Johnson was essentially concerned with whether an injunction would lie to enjoin an alleged nuisance. "The trial judge's finding that the proposed construction constitutes a nuisance for which an injunction would lie is overbroad and not supported by the evidence." 350 So. 2d at 436 (emphasis added). Thus proceeding under the view that "[i]njunctive relief for nuisances should be cautiously given," the court merely determined that an injunction was not an appropriate remedynot that the existence of a nuisance was foreclosed. Justice Faulkner made this clear in his dissent, "The majority says, in effect, an injunction can not stand, but if there is an unreasonable use of the property in the future, an action at law for damages will lie." 350 So. 2d at 437 (Faulkner, J., dissenting). The majority itself expressly recognized that a nuisance may exist notwithstanding legal authorization of the activity: "The emphasized portion ... only spells out what this Court said in Rigsby v.

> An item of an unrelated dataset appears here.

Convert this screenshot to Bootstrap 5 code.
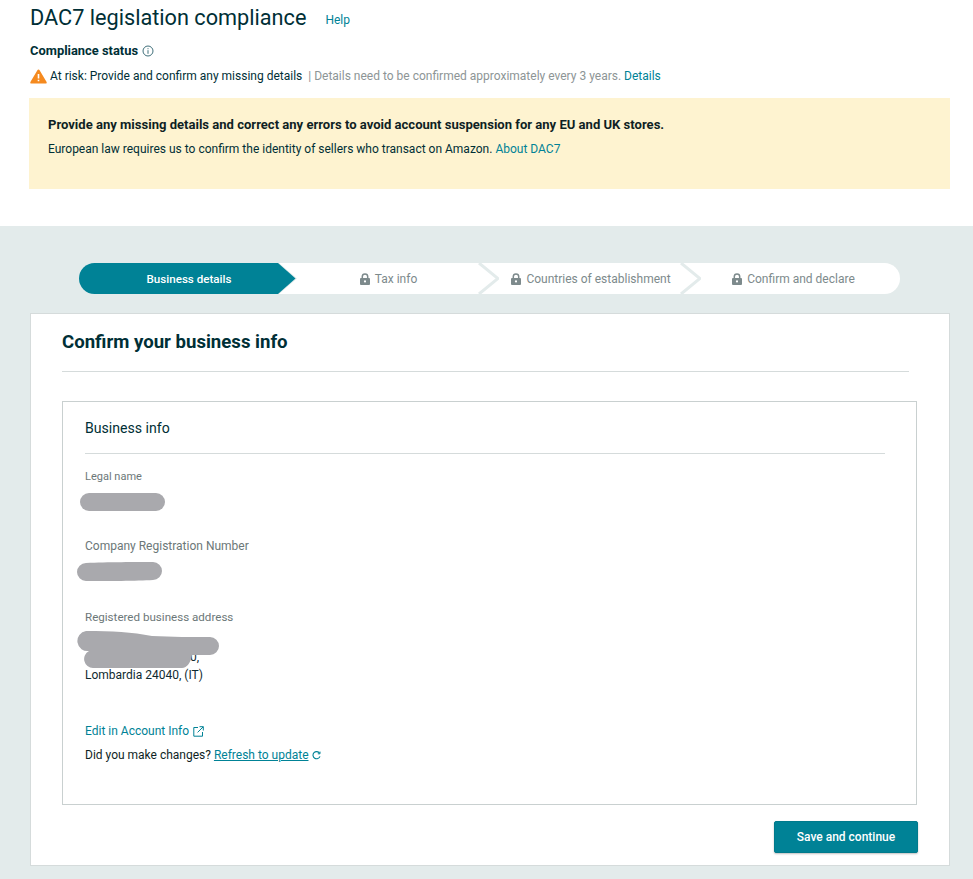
<!DOCTYPE html>
<html lang="en">
<head>
    <meta charset="UTF-8">
    <meta name="viewport" content="width=device-width, initial-scale=1.0">
    <title>DAC7 legislation compliance</title>
    <link href="https://cdn.jsdelivr.net/npm/bootstrap@5.3.0/dist/css/bootstrap.min.css" rel="stylesheet">
    <style>
        body { font-family: Roboto, "Liberation Sans", sans-serif; font-size: 12px; line-height: 18px; color: #0f1111; background: #fff; }
        a { color: #008296; text-decoration: none; }
        .top-area { height: 226px; padding: 0 23px 0 29px; }
        .page-title { font-size: 21.7px; line-height: 36px; font-weight: 400; color: #002f36; margin: 0; padding-left: 1px; }
        .title-row { height: 36px; gap: 19px; }
        .help-link { font-size: 12px; padding-top: 11px; }
        .status-label { font-weight: 700; color: #002f36; font-size: 12.9px; margin-top: 6px; height: 18px; padding-left: 1px; }
        .status-row { margin-top: 7px; height: 18px; padding-left: 1px; gap: 3px; color: #002f36; }
        .muted-text { color: #8d9596; margin-left: 3px; }
        .warn-box { background: #fef3d0; height: 91px; margin-top: 13px; padding: 18px 19px; color: #002f36; }
        .warn-box b { display: block; font-size: 13.05px; color: #0f1f24; }
        .warn-box p { margin: 6px 0 0; font-size: 12px; }
        .lower-area { background: #e3ebeb; padding: 37px 23px 13px 30px; height: 653px; }
        .stepper { margin: 0 50px 0 49px; height: 31px; background: #fff; border-radius: 16px; overflow: hidden; }
        .step-item { position: relative; height: 31px; display: flex; align-items: center; justify-content: center; gap: 5px; color: #7d8a8c; }
        .step-one { width: 217px; color: #fff; font-size: 11.6px; font-weight: 500; padding-left: 3px; }
        .step-two { width: 203px; padding-right: 18px; }
        .step-three { width: 202px; padding-right: 18px; }
        .step-four { width: 199px; padding-right: 14px; }
        .step-arrow { position: absolute; top: 0; left: 0; }
        .step-label { position: relative; white-space: nowrap; }
        .lock-icon { position: relative; flex: none; }
        .main-panel { background: #fff; border: 1px solid #d5dbdb; margin-top: 19px; height: 553px; padding: 0 32px 0 31px; }
        .panel-title { font-size: 18.6px; line-height: 22px; font-weight: 700; color: #002f36; margin: 0; padding-top: 17px; height: 57px; }
        .panel-rule { border-bottom: 1px solid #d5dbdb; margin-right: 8px; }
        .info-box { border: 1px solid #c9d0d0; height: 404px; margin-top: 29px; padding: 0 31px 0 22px; }
        .info-head { font-size: 14.1px; font-weight: 400; color: #002f36; border-bottom: 1px solid #d5dbdb; height: 52px; padding-top: 18px; margin: 0; }
        .field-label { color: #6c7778; font-size: 11px; }
        .field-one { margin-top: 14px; }
        .field-label.second { margin-top: 26px; font-size: 12px; }
        .field-label.third { margin-top: 27px; font-size: 11.6px; }
        .scribble { display: block; }
        .legal-blob { margin: 7px 0 0 -5px; }
        .company-blob { margin: 7px 0 0 -8px; }
        .address-block { position: relative; height: 53px; margin-top: 5px; padding-top: 17px; color: #0f2a30; }
        .address-block .scribble { position: absolute; top: 0; left: -8px; z-index: 1; }
        .address-tail { padding-left: 105px; height: 18px; }
        .edit-line { margin-top: 38px; }
        .edit-line svg { margin-left: 4px; }
        .refresh-line { margin-top: 6px; color: #0f1f24; }
        .refresh-line a { text-decoration: underline; }
        .refresh-line svg { margin-left: 3px; }
        .save-btn { background: #008296; color: #fff; border: 1px solid #007a8c; border-radius: 2px; width: 144px; height: 32px; font-size: 12px; font-weight: 500; padding: 0; box-shadow: 0 1px 2px rgba(0,0,0,.25); }
        .save-btn:hover { background: #007386; color: #fff; }
        .btn-row { margin-top: 16px; margin-right: -1px; }
    </style>
</head>
<body>
    <div class="top-area">
        <div class="d-flex title-row align-items-start">
            <h1 class="page-title">DAC7 legislation compliance</h1>
            <a class="help-link" href="#">Help</a>
        </div>
        <div class="status-label d-flex align-items-center gap-1">
            Compliance status
            <svg width="12" height="12" viewBox="0 0 12 12" fill="none" stroke="#3f6f7a" stroke-width="1"><circle cx="6" cy="6" r="5"/><path d="M6 5.2v3.6M6 3.2v1"/></svg>
        </div>
        <div class="status-row d-flex align-items-center">
            <svg width="17" height="15" viewBox="0 0 17 15"><path d="M8.5.6c.5 0 .9.3 1.1.7l7 11.6c.4.8-.1 1.7-1 1.7H1.4c-.9 0-1.4-.9-1-1.7l7-11.6c.2-.4.6-.7 1.1-.7z" fill="#f58a1f"/><path d="M8.5 5v4.6M8.5 10.8v1.4" stroke="#fff" stroke-width="1.6"/></svg>
            <span>At risk: Provide and confirm any missing details</span>
            <span class="muted-text">| Details need to be confirmed approximately every 3 years.</span>
            <a href="#">Details</a>
        </div>
        <div class="warn-box">
            <b>Provide any missing details and correct any errors to avoid account suspension for any EU and UK stores.</b>
            <p>European law requires us to confirm the identity of sellers who transact on Amazon. <a href="#">About DAC7</a></p>
        </div>
    </div>

    <div class="lower-area">
        <div class="stepper d-flex">
            <div class="step-item step-one">
                <svg class="step-arrow" width="218" height="31" viewBox="0 0 218 31"><path d="M0 0H200L218 15.5 200 31H0Z" fill="#e3ebeb"/><path d="M0 0H199L216.5 15.5 199 31H0Z" fill="#008296"/></svg>
                <span class="step-label">Business details</span>
            </div>
            <div class="step-item step-two">
                <svg class="step-arrow" width="203" height="31" viewBox="0 0 203 31"><path d="M183 0L202 15.5 183 31" fill="none" stroke="#e3ebeb" stroke-width="3"/></svg>
                <svg class="lock-icon" width="10" height="12" viewBox="0 0 10 12"><path d="M2.3 5.5V3.6a2.7 2.7 0 0 1 5.4 0v1.9" fill="none" stroke="#7d8a8c" stroke-width="1.5"/><rect y="5" width="10" height="7" rx="1" fill="#7d8a8c"/><circle cx="5" cy="8.4" r="1.1" fill="#fff"/></svg>
                <span class="step-label">Tax info</span>
            </div>
            <div class="step-item step-three">
                <svg class="step-arrow" width="202" height="31" viewBox="0 0 202 31"><path d="M182 0L201 15.5 182 31" fill="none" stroke="#e3ebeb" stroke-width="3"/></svg>
                <svg class="lock-icon" width="10" height="12" viewBox="0 0 10 12"><path d="M2.3 5.5V3.6a2.7 2.7 0 0 1 5.4 0v1.9" fill="none" stroke="#7d8a8c" stroke-width="1.5"/><rect y="5" width="10" height="7" rx="1" fill="#7d8a8c"/><circle cx="5" cy="8.4" r="1.1" fill="#fff"/></svg>
                <span class="step-label">Countries of establishment</span>
            </div>
            <div class="step-item step-four">
                <svg class="lock-icon" width="10" height="12" viewBox="0 0 10 12"><path d="M2.3 5.5V3.6a2.7 2.7 0 0 1 5.4 0v1.9" fill="none" stroke="#7d8a8c" stroke-width="1.5"/><rect y="5" width="10" height="7" rx="1" fill="#7d8a8c"/><circle cx="5" cy="8.4" r="1.1" fill="#fff"/></svg>
                <span class="step-label">Confirm and declare</span>
            </div>
        </div>

        <div class="main-panel">
            <h2 class="panel-title">Confirm your business info</h2>
            <div class="panel-rule"></div>
            <div class="info-box">
                <h3 class="info-head">Business info</h3>
                <div class="field-label field-one">Legal name</div>
                <svg class="scribble legal-blob" width="86" height="18" viewBox="0 0 86 18"><rect width="85" height="18" rx="9" fill="#a9a9ad"/></svg>
                <div class="field-label second">Company Registration Number</div>
                <svg class="scribble company-blob" width="86" height="19" viewBox="0 0 86 19"><path d="M9 1C30 0 60 0 76 0a9 9 0 0 1 0 18C60 19 30 19 9 19A9 9 0 0 1 9 1z" fill="#a9a9ad"/></svg>
                <div class="field-label third">Registered business address</div>
                <div class="address-block">
                    <svg class="scribble" width="143" height="37" viewBox="0 0 143 37"><path d="M9 0C35 0 55 1 75 5c20 1 40 1 58 1a9 9 0 0 1 0 18c-10 0-16 0-18 0-1 7-5 13-10 13H16a9 9 0 0 1-4-17 9 9 0 0 1-3-20z" fill="#a9a9ad"/></svg>
                    <div class="address-tail">0,</div>
                    <div>Lombardia 24040, (IT)</div>
                </div>
                <div class="edit-line"><a href="#">Edit in Account Info</a><svg width="11" height="11" viewBox="0 0 11 11" fill="none" stroke="#008296" stroke-width="1"><path d="M5 1.5H.8v8.7h8.7V6M6.5.7h3.8v3.8M10.2.8L4.6 6.4"/></svg></div>
                <div class="refresh-line">Did you make changes? <a href="#">Refresh to update</a><svg width="9" height="9" viewBox="0 0 9 9" fill="none" stroke="#008296" stroke-width="1.1"><path d="M7.6 2.2A3.6 3.6 0 1 0 8 5.4"/><path d="M8 .6v2.2H5.8" stroke-width="1"/></svg></div>
            </div>
            <div class="btn-row d-flex justify-content-end">
                <button type="button" class="btn save-btn">Save and continue</button>
            </div>
        </div>
    </div>

    <script src="https://cdn.jsdelivr.net/npm/bootstrap@5.3.0/dist/js/bootstrap.bundle.min.js"></script>
</body>
</html>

Burton [293 Ala. 459, 305 So. 2d 366], and what may be the general rule, that an act or thing *1348 authorized by law may be maintained in such a manner as to constitute a nuisance." 350 So. 2d at 436-37. Accordingly, in Johnson a sufficient nuisance was not found to exist so as to warrant issuance of an injunction. Thus, it is not authority to proscribe issuance of the injunction in this case.

Since we conclude that the trial court was correct in finding the existence of a nuisance, we need not consider the validity of the amendment to the zoning ordinance. Accordingly, this case must be affirmed.